Peter Hansen peter at engcorp.com
Fri Oct 17 18:00:32 EDT 2003


Geoff Gerrietts wrote:
> 
> Quoting Peter Hansen (peter at engcorp.com):
> >
> > Not unless you add Alex' constraint that the two alternatives under
> > consideration are equally readable.  Otherwise the less readable one
> > is always going to cost you more at maintenance time.
> 
> Yes to your first sentence, not so sure to the second. The implication
> is the code will always be touched, and my contention is that if you
> don't pay at least trivial attention to writing something optimal --
> includes avoiding geometric algorithms -- then you're significantly
> increasing the amount of maintenance work necessary.

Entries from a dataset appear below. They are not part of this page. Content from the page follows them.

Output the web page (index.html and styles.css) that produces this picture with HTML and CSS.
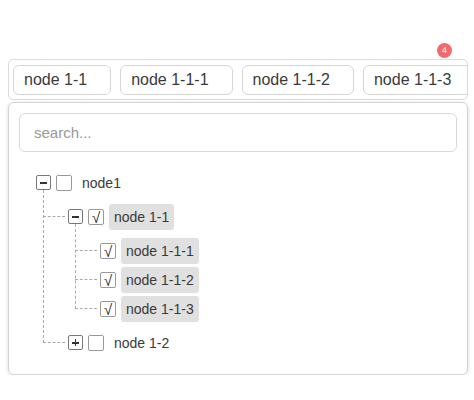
FILE: index.html
```html
<!DOCTYPE html>
<html>
<head>
<meta charset="utf-8">
<link rel="stylesheet" href="styles.css">
</head>
<body>
<div class="select">
  <div class="badge">4</div>
  <div class="tags">
    <span class="tag">node 1-1</span>
    <span class="tag">node 1-1-1</span>
    <span class="tag">node 1-1-2</span>
    <span class="tag">node 1-1-3</span>
  </div>
  <div class="panel">
    <div class="search">search...</div>
    <div class="tree">
      <div class="node">
        <div class="row"><span class="exp"></span><span class="cb"></span><span class="label">node1</span></div>
        <div class="children">
          <div class="node">
            <div class="row"><span class="exp"></span><span class="cb on">√</span><span class="label sel">node 1-1</span></div>
            <div class="children">
              <div class="node"><div class="row"><span class="cb on">√</span><span class="label sel">node 1-1-1</span></div></div>
              <div class="node"><div class="row"><span class="cb on">√</span><span class="label sel">node 1-1-2</span></div></div>
              <div class="node"><div class="row"><span class="cb on">√</span><span class="label sel">node 1-1-3</span></div></div>
            </div>
          </div>
          <div class="node">
            <div class="row"><span class="exp plus"></span><span class="cb"></span><span class="label">node 1-2</span></div>
          </div>
        </div>
      </div>
    </div>
  </div>
</div>
</body>
</html>
```
FILE: styles.css
```css
html, body {
  margin: 0;
  padding: 0;
  background: #fff;
  font-family: "Liberation Sans", Arial, sans-serif;
  color: #3a3a3a;
}
.select {
  position: relative;
  width: 460px;
  margin: 59px 0 0 8px;
}
.badge {
  position: absolute;
  left: 429px;
  top: -16px;
  width: 15px;
  height: 15px;
  border-radius: 50%;
  background: #f26a6a;
  color: #fff;
  font-size: 9px;
  line-height: 15px;
  text-align: center;
  z-index: 2;
}
.tags {
  box-sizing: border-box;
  height: 41px;
  border: 1px solid #dcdcdc;
  border-radius: 5px;
  padding: 5px 4px 4px;
  display: flex;
  gap: 9px;
  overflow: hidden;
  white-space: nowrap;
}
.tag {
  flex: none;
  box-sizing: border-box;
  height: 30px;
  line-height: 28px;
  border: 1px solid #d6d6d6;
  border-radius: 6px;
  padding: 0 23px 0 10px;
  font-size: 16px;
  color: #3a3a3a;
}
.panel {
  margin-top: 2px;
  border: 1px solid #d4d4d4;
  border-radius: 6px;
  box-shadow: 0 1px 4px rgba(0,0,0,0.14);
  padding: 10px 10px 12px;
}
.search {
  box-sizing: border-box;
  height: 39px;
  border: 1px solid #d8d8d8;
  border-radius: 6px;
  padding-left: 14px;
  line-height: 37px;
  font-size: 15px;
  color: #999;
}
.tree {
  margin-top: 16px;
  padding-left: 17px;
  font-size: 14px;
}
.row {
  position: relative;
  height: 29px;
  display: flex;
  align-items: center;
  gap: 5px;
}
.exp {
  position: relative;
  box-sizing: border-box;
  width: 15px;
  height: 15px;
  border: 1px solid #777;
  border-radius: 2px;
  background: #fff;
}
.exp::before {
  content: "";
  position: absolute;
  left: 3px;
  top: 6px;
  width: 7px;
  height: 1.5px;
  background: #333;
}
.exp.plus::after {
  content: "";
  position: absolute;
  left: 5.75px;
  top: 3px;
  width: 1.5px;
  height: 7px;
  background: #333;
}
.cb {
  box-sizing: border-box;
  width: 16px;
  height: 16px;
  border: 1px solid #999;
  border-radius: 2px;
  font-size: 15px;
  line-height: 15px;
  text-align: center;
  color: #333;
}
.label {
  padding: 0 5px;
  height: 26px;
  line-height: 26px;
  border-radius: 3px;
  color: #3a3a3a;
}
.label.sel {
  background: #e0e0e0;
}
.children {
  position: relative;
  margin-left: 7px;
  padding: 5px 0 5px 25px;
}
.children::before {
  content: "";
  position: absolute;
  left: 0;
  top: -7px;
  bottom: 19px;
  border-left: 1px dashed #aaa;
}
.children > .node > .row::before {
  content: "";
  position: absolute;
  left: -25px;
  top: 14px;
  width: 22px;
  border-top: 1px dashed #aaa;
}
```
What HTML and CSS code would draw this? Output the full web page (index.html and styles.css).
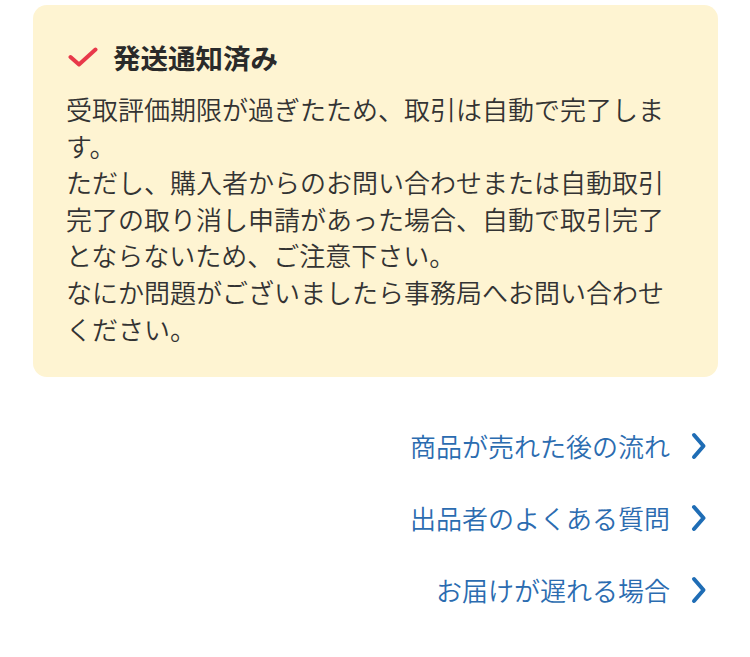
FILE: index.html
```html
<!DOCTYPE html>
<html lang="ja">
<head>
<meta charset="utf-8">
<link rel="stylesheet" href="styles.css">
</head>
<body>
<div class="page">
  <section class="notice">
    <h2 class="notice-title">
      <svg class="check" viewBox="0 0 30 22" width="30" height="22" aria-hidden="true">
        <path d="M2.5 11 L11 18.5 L27.5 3.5" fill="none" stroke="#e8394a" stroke-width="4" stroke-linecap="round" stroke-linejoin="round"/>
      </svg>
      <span>発送通知済み</span>
    </h2>
    <p class="notice-body">受取評価期限が過ぎたため、取引は自動で完了します。<br>ただし、購入者からのお問い合わせまたは自動取引完了の取り消し申請があった場合、自動で取引完了とならないため、ご注意下さい。<br>なにか問題がございましたら事務局へお問い合わせください。</p>
  </section>
  <nav class="links">
    <a class="link" href="#"><span>商品が売れた後の流れ</span><svg class="chev" viewBox="0 0 16 28" width="16" height="28" aria-hidden="true"><path d="M3 3 L12.5 14 L3 25" fill="none" stroke="#1f6db5" stroke-width="4" stroke-linecap="round" stroke-linejoin="round"/></svg></a>
    <a class="link" href="#"><span>出品者のよくある質問</span><svg class="chev" viewBox="0 0 16 28" width="16" height="28" aria-hidden="true"><path d="M3 3 L12.5 14 L3 25" fill="none" stroke="#1f6db5" stroke-width="4" stroke-linecap="round" stroke-linejoin="round"/></svg></a>
    <a class="link" href="#"><span>お届けが遅れる場合</span><svg class="chev" viewBox="0 0 16 28" width="16" height="28" aria-hidden="true"><path d="M3 3 L12.5 14 L3 25" fill="none" stroke="#1f6db5" stroke-width="4" stroke-linecap="round" stroke-linejoin="round"/></svg></a>
  </nav>
</div>
</body>
</html>
```

FILE: styles.css
```css
html, body {
  margin: 0;
  padding: 0;
  background: #ffffff;
}

body {
  font-family: "Noto Sans CJK JP", "Noto Sans", sans-serif;
  color: #333333;
}

.page {
  padding: 5px 32px 0 33px;
}

.notice {
  background: #fef4d2;
  border-radius: 14px;
  padding: 34px 33px 30px 33px;
}

.notice-title {
  display: flex;
  align-items: center;
  gap: 15px;
  margin: 0 0 16px 0;
  padding-left: 2px;
  font-size: 27.5px;
  line-height: 36px;
  font-weight: 700;
  color: #2a2a2a;
}

.check {
  flex: none;
  display: block;
}

.notice-body {
  margin: 0;
  font-size: 26px;
  line-height: 36.6px;
  font-weight: 350;
  color: #333333;
}

.links {
  display: flex;
  flex-direction: column;
  align-items: flex-end;
  gap: 36px;
  margin-top: 51px;
  padding-right: 11px;
}

.link {
  display: flex;
  align-items: center;
  gap: 20px;
  font-size: 26px;
  line-height: 36px;
  font-weight: 350;
  color: #2b6cb0;
  text-decoration: none;
}

.link span {
  margin-right: 1px;
}

.chev {
  display: block;
  flex: none;
}
```
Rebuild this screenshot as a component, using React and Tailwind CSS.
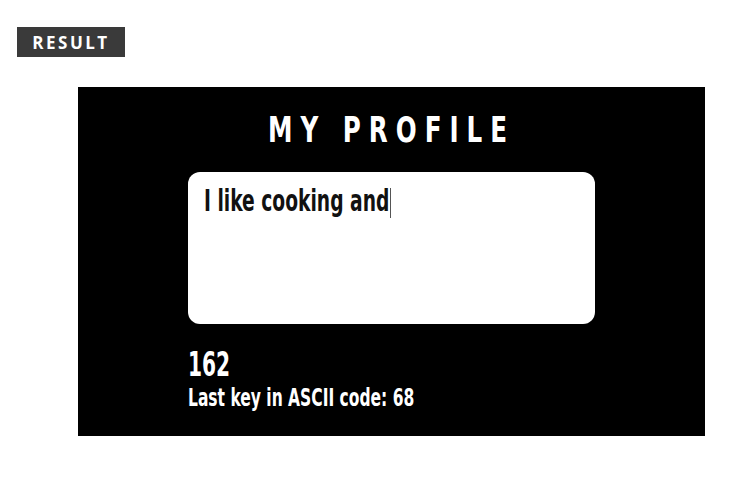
import React from 'react';

const font = { fontFamily: '"DejaVu Sans Condensed", "DejaVu Sans", sans-serif' };

const App = () => {
  return (
    <div className="w-[747px] h-[481px] bg-white overflow-hidden pt-[27px]" style={font}>
      <div className="ml-[17px] w-[108px] h-[30px] bg-[#3a3a3a] flex items-center justify-center">
        <span className="text-white text-[17px] font-bold tracking-[2.5px] leading-none" style={{ fontFamily: '"Open Sans", sans-serif' }}>RESULT</span>
      </div>
      <div className="ml-[78px] mt-[30px] w-[627px] h-[349px] bg-black pt-[22px] px-[110px]">
        <h1 className="text-white text-[36px] font-bold leading-[42px] tracking-[10.5px] text-center origin-center scale-x-[0.76] whitespace-nowrap">
          MY PROFILE
        </h1>
        <div className="mt-[21px] h-[152px] bg-white rounded-[12px] px-[16px] pt-[10px]">
          <div className="text-[#111] text-[31px] font-bold leading-[36px] origin-left scale-x-[0.67] whitespace-nowrap">
            I like cooking and<span className="inline-block w-[1.5px] h-[30px] bg-black align-middle ml-[1px]" />
          </div>
        </div>
        <div className="mt-[22px] text-white text-[33px] font-bold leading-[38px] origin-left scale-x-[0.68] whitespace-nowrap">162</div>
        <div className="-mt-[1px] text-white text-[25px] font-bold leading-[30px] origin-left scale-x-[0.69] whitespace-nowrap">Last key in ASCII code: 68</div>
      </div>
    </div>
  );
};

export default App;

I won't disagree with most of that (we're rapidly reaching near total 
agreement here! :-) but I do think that assuming "the code will always
be touched" is a very healthy attitude, in the same way you think that
at least trivial attention to performance is a healthy attitude.

We certainly have code that hasn't been touched during maintenance,
but nobody could have predicted which areas of the code that would be.

> Capitalism has bred a real reliance on "good enough": when you hit
> your payoff point, you don't go any farther. It's a useful metric to
> apply, but a dangerous premise to base all your decisions on. "Good
> enough" needs to be critically evaluated for both the short term and
> the long term.

As an XP team, we tend to consider that critical evaluation to be 
the domain of the customer, so we basically don't worry about it 
until there is feedback that we're doing the wrong thing.  This,
in cooperation with the customer, makes the best use of the our
resources (for which the customer is paying, in effect).  But,
yeah, that's just the XP view of things.

> A half-million micro-optimizations may not pay for themselves

Phew!  I seriously hope your group hasn't examined that many 
pieces of code with performance concerns in mind!  We don't have
even that many lines of code, let alone areas that could be
micro-optimized.

> individually. But in the long term, when confronted with a total
> system rewrite because the collected work can no longer perform
> adequately, and standard optimization techniques have met with
> diminishing returns, you're going to regret not having paid attention
> the first time through, 

There's some truth in that, but I can't shake the nagging feeling
that simply by using Python, we've moved into a realm where the
best way to optimize a serious problem area is to rewrite in C
or Pyrex, or get a faster processor.  (Like you, I can be 
persuaded, but this is what _my_ experience has taught me.)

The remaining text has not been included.